The prop firm evaluation service industry is small enough that reputation travels quickly. Firms that scam clients, fail evaluations and disappear, or get flagged and banned by prop firms do not survive long. Longevity and volume are the two most reliable proxies for legitimacy available to you.

Who Should Use an Evaluation Service — and Who Shouldn't

An evaluation service is not the right choice for every trader. If you are at an early stage of developing a strategy and using the evaluation process to test it under realistic pressure, completing the challenge yourself — even if you fail — gives you information about your own trading that has value beyond the funded account. The psychological pressure of an evaluation reveals things about your process that normal demo trading does not.

But if you have a strategy that works, a trading history that demonstrates it, and you are failing evaluations repeatedly because the evaluation context is producing different behaviour than your normal trading — that is exactly the situation an evaluation service is designed to address. The strategy is sound. The execution environment is the problem. Changing the executor changes the outcome.
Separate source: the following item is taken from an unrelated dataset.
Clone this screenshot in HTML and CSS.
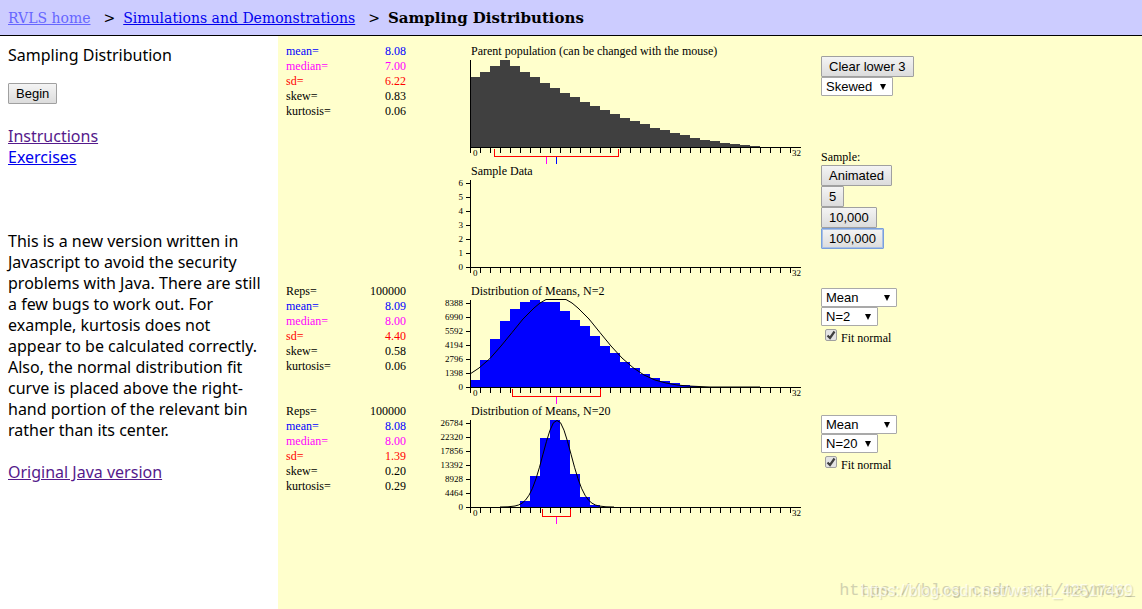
FILE: index.html
```html
<!DOCTYPE html>
<html lang="en">
<head>
<meta charset="utf-8">
<title>Sampling Distributions</title>
<link rel="stylesheet" href="styles.css">
</head>
<body>
<nav class="crumbs">
  <a class="crumb-visited" href="#home">RVLS home</a>
  <span class="sep">&gt;</span>
  <a href="#demos">Simulations and Demonstrations</a>
  <span class="sep">&gt;</span>
  <strong class="current">Sampling Distributions</strong>
</nav>
<div class="layout">
  <aside class="sidebar">
    <div>Sampling Distribution</div>
    <button class="btn begin" type="button">Begin</button>
    <div class="links">
      <a class="visited" href="#instructions">Instructions</a>
      <a href="#exercises">Exercises</a>
    </div>
    <p class="note">This is a new version written in Javascript to avoid the security problems with Java. There are still a few bugs to work out. For example, kurtosis does not appear to be calculated correctly. Also, the normal distribution fit curve is placed above the right-hand portion of the relevant bin rather than its center.</p>
    <a class="visited" href="#java">Original Java version</a>
  </aside>

  <main class="panel">
    <div class="plots">
      <section class="plot">
        <table class="stats">
          <tr class="mean"><th>mean=</th><td>8.08</td></tr>
          <tr class="median"><th>median=</th><td>7.00</td></tr>
          <tr class="sd"><th>sd=</th><td>6.22</td></tr>
          <tr><th>skew=</th><td>0.83</td></tr>
          <tr><th>kurtosis=</th><td>0.06</td></tr>
        </table>
        <svg class="chart" width="380" height="120" viewBox="0 0 380 120">
          <text class="title" x="41" y="15">Parent population (can be changed with the mouse)</text>
          <path class="bars-dark" d="M40 107V37h10V32h10V26h10V20h10V26h10V32h10V37h10V43h10V48h10V53h10V57h10V62h10V66h10V70h10V74h10V78h10V81h10V84h10V88h10V90h10V93h10V95h10V98h10V100h10V101h10V103h10V104h10V105h10V106h10V107z"/>
          <path class="axis" d="M40.5 20V113M40 107.500H371"/>
          <path class="ticks" d="M40 110.500H361"/>
          <text x="43" y="116">0</text><text x="362" y="116">32</text>
          <path class="spread" d="M64.500 109V116.500H188.500V109"/>
          <path class="mark-median" d="M116.500 117V124"/>
          <path class="mark-mean" d="M126.500 117V124"/>
        </svg>
      </section>

      <section class="plot">
        <div class="stats"></div>
        <svg class="chart" width="380" height="120" viewBox="0 0 380 120">
          <text class="title" x="41" y="15">Sample Data</text>
          <path class="axis" d="M40.500 20V113M40 107.500H371M36 23.500h4M36 37.500h4M36 51.500h4M36 65.500h4M36 79.500h4M36 93.500h4M36 107.500h4"/>
          <path class="ticks" d="M40 110.500H361"/>
          <g class="y-labels"><text x="33" y="26">6</text><text x="33" y="40">5</text><text x="33" y="54">4</text><text x="33" y="68">3</text><text x="33" y="82">2</text><text x="33" y="96">1</text><text x="33" y="110">0</text></g>
          <text x="43" y="116">0</text><text x="362" y="116">32</text>
        </svg>
      </section>

      <section class="plot">
        <table class="stats">
          <tr><th>Reps=</th><td>100000</td></tr>
          <tr class="mean"><th>mean=</th><td>8.09</td></tr>
          <tr class="median"><th>median=</th><td>8.00</td></tr>
          <tr class="sd"><th>sd=</th><td>4.40</td></tr>
          <tr><th>skew=</th><td>0.58</td></tr>
          <tr><th>kurtosis=</th><td>0.06</td></tr>
        </table>
        <svg class="chart" width="380" height="120" viewBox="0 0 380 120">
          <text class="title" x="41" y="15">Distribution of Means, N=2</text>
          <path class="bars-blue" d="M40 107V100h10V80h10V59h10V41h10V29h10V22h10V20h10V22h20V31h10V40h10V46h10V56h10V66h10V73h10V82h10V88h10V94h10V98h10V101h10V103h10V105h10V106h10V107z"/>
          <path class="axis" d="M40.500 20V113M40 107.500H371M36 23.500h4M36 37.500h4M36 51.500h4M36 65.500h4M36 79.500h4M36 93.500h4M36 107.500h4"/>
          <path class="ticks" d="M40 110.500H361"/>
          <path class="fit" d="M40 94L49 88L60 78.500L71 66L82 52.600L93 39L104 28L110 23L116 19.500H136L142 23L148 28L159 39L170 52.600L181 66L192 78L203 87.600L214 95L225 100L236 103L247 105L258 106L280 107H330"/>
          <g class="y-labels"><text x="33" y="26">8388</text><text x="33" y="40">6990</text><text x="33" y="54">5592</text><text x="33" y="68">4194</text><text x="33" y="82">2796</text><text x="33" y="96">1398</text><text x="33" y="110">0</text></g>
          <text x="43" y="116">0</text><text x="362" y="116">32</text>
          <path class="spread" d="M82.500 109V116.500H170.500V109"/>
          <path class="mark-median" d="M126.500 117V124"/>
        </svg>
      </section>

      <section class="plot">
        <table class="stats">
          <tr><th>Reps=</th><td>100000</td></tr>
          <tr class="mean"><th>mean=</th><td>8.08</td></tr>
          <tr class="median"><th>median=</th><td>8.00</td></tr>
          <tr class="sd"><th>sd=</th><td>1.39</td></tr>
          <tr><th>skew=</th><td>0.20</td></tr>
          <tr><th>kurtosis=</th><td>0.29</td></tr>
        </table>
        <svg class="chart" width="380" height="120" viewBox="0 0 380 120">
          <text class="title" x="41" y="15">Distribution of Means, N=20</text>
          <path class="bars-blue" d="M90 107V101h10V76h10V38h10V20h10V40h10V74h10V97h10V105h10V107z"/>
          <path class="axis" d="M40.500 20V113M40 107.500H371M36 23.500h4M36 37.500h4M36 51.500h4M36 65.500h4M36 79.500h4M36 93.500h4M36 107.500h4"/>
          <path class="ticks" d="M40 110.500H361"/>
          <path class="fit" d="M70 107L78 106.800L85 106L88.500 105L92 103.200L95.500 100.100L99 95.200L102.500 88.200L106 78.700L109.500 67.200L113 54.200L116.500 41.300L120 30.200L123.500 22.700L127 20.500L130.500 22.700L134 30.200L137.500 41.300L141 54.200L144.500 67.200L148 78.700L151.500 88.200L155 95.200L158.500 100.100L162 103.200L165.500 105L169 106L176 106.800L184 107"/>
          <g class="y-labels"><text x="33" y="26">26784</text><text x="33" y="40">22320</text><text x="33" y="54">17856</text><text x="33" y="68">13392</text><text x="33" y="82">8928</text><text x="33" y="96">4464</text><text x="33" y="110">0</text></g>
          <text x="43" y="116">0</text><text x="362" y="116">32</text>
          <path class="spread" d="M112.500 109V116.500H140.500V109"/>
          <path class="mark-median" d="M126.500 117V124"/>
        </svg>
      </section>
    </div>

    <form class="controls">
      <div class="group population">
        <button class="btn" type="button">Clear lower 3</button>
        <select class="select select-shape" aria-label="Population shape"><option>Skewed</option></select>
      </div>
      <div class="group sampling">
        <span>Sample:</span>
        <button class="btn" type="button">Animated</button>
        <button class="btn" type="button">5</button>
        <button class="btn" type="button">10,000</button>
        <button class="btn btn-active" type="button">100,000</button>
      </div>
      <div class="group first-means">
        <select class="select select-stat" aria-label="First statistic"><option>Mean</option></select>
        <select class="select select-size" aria-label="First sample size"><option>N=2</option></select>
        <label class="fit-option"><input class="tick" type="checkbox" checked>Fit normal</label>
      </div>
      <div class="group">
        <select class="select select-stat" aria-label="Second statistic"><option>Mean</option></select>
        <select class="select select-size" aria-label="Second sample size"><option>N=20</option></select>
        <label class="fit-option"><input class="tick" type="checkbox" checked>Fit normal</label>
      </div>
    </form>
  </main>
</div>
<div class="watermark watermark-mono">https://blog.csdn.net/maymay_</div>
<div class="watermark watermark-sans">https://blog.csdn.net/weixin_42517469</div>
</body>
</html>
```
FILE: styles.css
```css
* { box-sizing: border-box; }

body {
  margin: 0;
  min-height: 100vh;
  position: relative;
  display: flex;
  flex-direction: column;
  font: 16px/21px "Noto Sans", sans-serif;
  color: #000;
  background: #fff;
}

a { color: #00e; }
a.visited { color: #551a8b; }

.crumbs {
  display: flex;
  align-items: center;
  height: 36px;
  padding: 0 8px;
  border-bottom: 1px solid #000;
  background: #ccf;
  font: 14px/20px "DejaVu Serif", serif;
}
.crumbs .crumb-visited { color: #66f; }
.current { font-size: 15px; }
.sep { margin: 0 8px 0 13px; }

.layout { flex: 1; display: flex; }

.sidebar {
  width: 278px;
  flex: none;
  padding: 9px 12px 9px 8px;
}
.begin { margin: 17px 0 22px; }
.links { display: flex; flex-direction: column; align-items: flex-start; }
.note { margin: 63px 0 21px; }

.panel {
  flex: 1;
  display: flex;
  align-items: flex-start;
  padding: 4px 8px;
  background: #ffc;
  font: 12px/15px "Liberation Serif", serif;
}

.plot { display: flex; gap: 24px; }
.stats { width: 120px; margin-top: 4px; border-spacing: 0; align-self: flex-start; }
.stats th { padding: 0; text-align: left; font-weight: normal; }
.stats td { padding: 0; text-align: right; }
.mean { color: #00f; }
.median { color: #f0f; }
.sd { color: #f00; }

.chart { display: block; overflow: visible; font-size: 9px; }
.chart .title { font-size: 12px; }
.chart path { fill: none; shape-rendering: crispEdges; }
.chart .bars-dark { fill: #404040; }
.chart .bars-blue { fill: #00f; }
.axis { stroke: #000; }
.ticks { stroke: #000; stroke-width: 5; stroke-dasharray: 1 9; }
.chart .fit { stroke: #000; shape-rendering: auto; }
.spread { stroke: #f00; }
.mark-median { stroke: #f0f; }
.mark-mean { stroke: #00f; }
.y-labels { text-anchor: end; }

.controls { margin-left: 11px; padding-top: 16px; }
.group { display: flex; flex-direction: column; align-items: flex-start; }
.population { margin-bottom: 54px; }
.sampling { margin-bottom: 39px; }
.first-means { margin-bottom: 73px; }

.btn {
  display: block;
  height: 21px;
  padding: 0 7px;
  border: 1px solid #a0a0a0;
  border-radius: 1px;
  background: linear-gradient(#f4f4f4, #dcdcdc);
  color: #000;
  font: 13px/17px "Liberation Sans", sans-serif;
}
.btn-active { border-color: #7a9fdc; box-shadow: inset 0 0 0 1px #a8c0e6; }

.select {
  appearance: none;
  height: 19px;
  padding: 0 4px;
  border: 1px solid #a9a9a9;
  border-radius: 1px;
  color: #000;
  font: 13px/17px "Liberation Sans", sans-serif;
  background: #fff url("data:image/svg+xml,%3Csvg xmlns='http://www.w3.org/2000/svg' width='6' height='6'%3E%3Cpath d='M0 0h6L3 6z'/%3E%3C/svg%3E") no-repeat right 6px center;
}
.select-shape { width: 72px; }
.select-stat { width: 76px; }
.select-size { width: 57px; }

.fit-option { display: flex; align-items: flex-start; gap: 4px; padding: 3px 0 0 4px; height: 16px; line-height: 18px; }
.tick {
  appearance: none;
  width: 12px;
  height: 12px;
  margin: 0;
  border: 1px solid #a0a0a0;
  border-radius: 2px;
  background: #e4e4e4 url("data:image/svg+xml,%3Csvg xmlns='http://www.w3.org/2000/svg' width='10' height='10'%3E%3Cpath d='M1.500 5.500l2.500 2.500L8.500 1.500' fill='none' stroke='%23404040' stroke-width='2.200'/%3E%3C/svg%3E") no-repeat center;
}

.watermark { position: absolute; bottom: 8px; white-space: nowrap; }
.watermark-mono { right: 7px; font: 17px/20px "Liberation Mono", monospace; color: #d2d2b0; }
.watermark-sans { right: 9px; font: 16px/20px "Liberation Sans", sans-serif; color: rgba(255, 255, 255, 0.7); text-shadow: 1px 1px 1px rgba(0, 0, 0, 0.15); }
```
The same logic applies to traders who simply do not want to spend weeks managing a live evaluation process when a funded account is the goal. Your time has value. The evaluation fee plus a professional service fee, weighed against weeks of your own time at elevated psychological cost, is often a straightforward calculation — particularly when the alternative is a meaningful probability of failure and a full refund of nothing.

Whether you decide to trade your own evaluation or use a professional service, the question of legitimacy has a clear answer: in the UK, it is not illegal. The ToS risk is real and should be understood clearly. And the quality of whoever executes the evaluation — whether that is you or a professional team — is the primary determinant of the outcome.